Work to do: Give only the count of lines containing "components".

Data shown:
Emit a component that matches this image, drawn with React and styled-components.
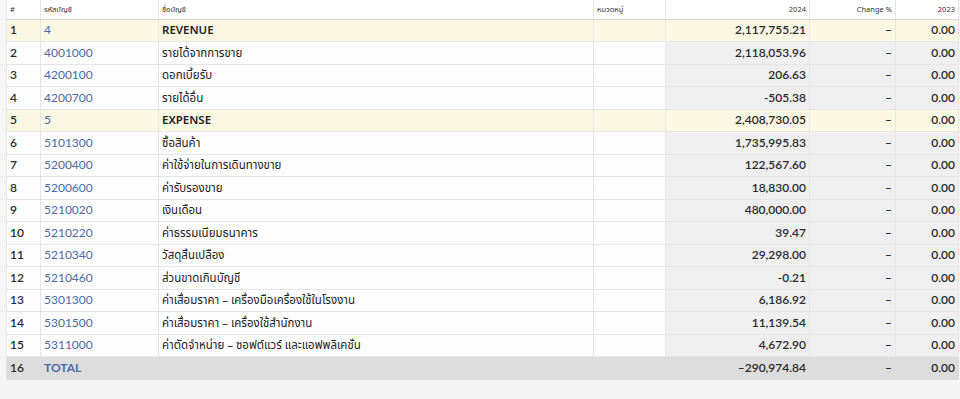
import React from 'react'
import styled, { createGlobalStyle } from 'styled-components';

const GlobalStyle = createGlobalStyle`
body{
    margin:0;
    background:#f5f5f5;
    font-family:"Noto Sans","Noto Sans Thai",sans-serif;
    color:#222;
}
`;

const rows = [
    {no:1, code:'4', name:'REVENUE', y24:'2,117,755.21', group:true},
    {no:2, code:'4001000', name:'รายได้จากการขาย', y24:'2,118,053.96'},
    {no:3, code:'4200100', name:'ดอกเบี้ยรับ', y24:'206.63'},
    {no:4, code:'4200700', name:'รายได้อื่น', y24:'-505.38'},
    {no:5, code:'5', name:'EXPENSE', y24:'2,408,730.05', group:true},
    {no:6, code:'5101300', name:'ซื้อสินค้า', y24:'1,735,995.83'},
    {no:7, code:'5200400', name:'ค่าใช้จ่ายในการเดินทางขาย', y24:'122,567.60'},
    {no:8, code:'5200600', name:'ค่ารับรองขาย', y24:'18,830.00'},
    {no:9, code:'5210020', name:'เงินเดือน', y24:'480,000.00'},
    {no:10, code:'5210220', name:'ค่าธรรมเนียมธนาคาร', y24:'39.47'},
    {no:11, code:'5210340', name:'วัสดุสิ้นเปลือง', y24:'29,298.00'},
    {no:12, code:'5210460', name:'ส่วนขาดเกินบัญชี', y24:'-0.21'},
    {no:13, code:'5301300', name:'ค่าเสื่อมราคา – เครื่องมือเครื่องใช้ในโรงงาน', y24:'6,186.92'},
    {no:14, code:'5301500', name:'ค่าเสื่อมราคา – เครื่องใช้สำนักงาน', y24:'11,139.54'},
    {no:15, code:'5311000', name:'ค่าตัดจำหน่าย – ซอฟต์แวร์ และแอฟพลิเคชั่น', y24:'4,672.90'},
];

function App() {
    return (
        <>
        <GlobalStyle/>
        <Wrapper>
            <Table>
                <colgroup>
                    <col style={{width:34}}/>
                    <col style={{width:118}}/>
                    <col style={{width:435}}/>
                    <col style={{width:72}}/>
                    <col style={{width:144}}/>
                    <col style={{width:86}}/>
                    <col style={{width:63}}/>
                </colgroup>
                <thead>
                    <tr>
                        <Th>#</Th>
                        <Th>รหัสบัญชี</Th>
                        <Th>ชื่อบัญชี</Th>
                        <Th>หมวดหมู่</Th>
                        <Th $right>2024</Th>
                        <Th $right>Change %</Th>
                        <Th $right>2023</Th>
                    </tr>
                </thead>
                <tbody>
                    {rows.map(r => (
                        <Row key={r.no} $group={r.group}>
                            <NoCell>{r.no}</NoCell>
                            <CodeCell>{r.code}</CodeCell>
                            <NameCell $group={r.group}>{r.name}</NameCell>
                            <Td></Td>
                            <NumCell>{r.y24}</NumCell>
                            <NumCell>–</NumCell>
                            <NumCell>0.00</NumCell>
                        </Row>
                    ))}
                    <TotalRow>
                        <NoCell>16</NoCell>
                        <CodeCell $bold>TOTAL</CodeCell>
                        <Td></Td>
                        <Td></Td>
                        <NumCell>–290,974.84</NumCell>
                        <NumCell>–</NumCell>
                        <NumCell>0.00</NumCell>
                    </TotalRow>
                </tbody>
            </Table>
        </Wrapper>
        </>
    )
}

export default App

const Wrapper = styled.div`
padding-left:6px;
padding-right:2px;
height:399px;
overflow:hidden;
`;

const Table = styled.table`
width:952px;
table-layout:fixed;
border-collapse:collapse;
background:#fff;
font-size:11.5px;
line-height:14px;
`;

const Th = styled.th`
height:18.5px;
padding:0 3px;
font-size:7.5px;
line-height:10px;
font-weight:400;
color:#333;
text-align:${p => p.$right ? 'right' : 'left'};
border:1px solid #e4e4e4;
border-top:none;
border-bottom:1px solid #d8d8d8;
background:#fff;
white-space:nowrap;
`;

const Td = styled.td`
height:21.5px;
padding:0 3px;
border:1px solid #e6e6e6;
white-space:nowrap;
overflow:hidden;
`;

const NoCell = styled(Td)`
font-family:Lato,"Noto Sans",sans-serif;
font-size:12px;
font-weight:600;
color:#2a2a2a;
`;

const CodeCell = styled(Td)`
font-family:Lato,"Noto Sans",sans-serif;
font-size:12px;
color:#4a6ba5;
font-weight:${p => p.$bold ? 700 : 400};
`;

const NameCell = styled(Td)`
font-weight:${p => p.$group ? 600 : 400};
`;

const NumCell = styled(Td)`
font-family:Lato,"Noto Sans",sans-serif;
font-size:12px;
text-align:right;
font-weight:600;
color:#2a2a2a;
background:#efefef;
`;

const Row = styled.tr`
background:${p => p.$group ? '#faf7e3' : '#fdfdfd'};
${NumCell}{
    background:${p => p.$group ? '#faf7e3' : '#efefef'};
}
`;

const TotalRow = styled.tr`
background:#dcdcdc;
${Td}{
    border-color:#dcdcdc;
}
${NumCell}{
    background:#dcdcdc;
}
`;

The solution: 2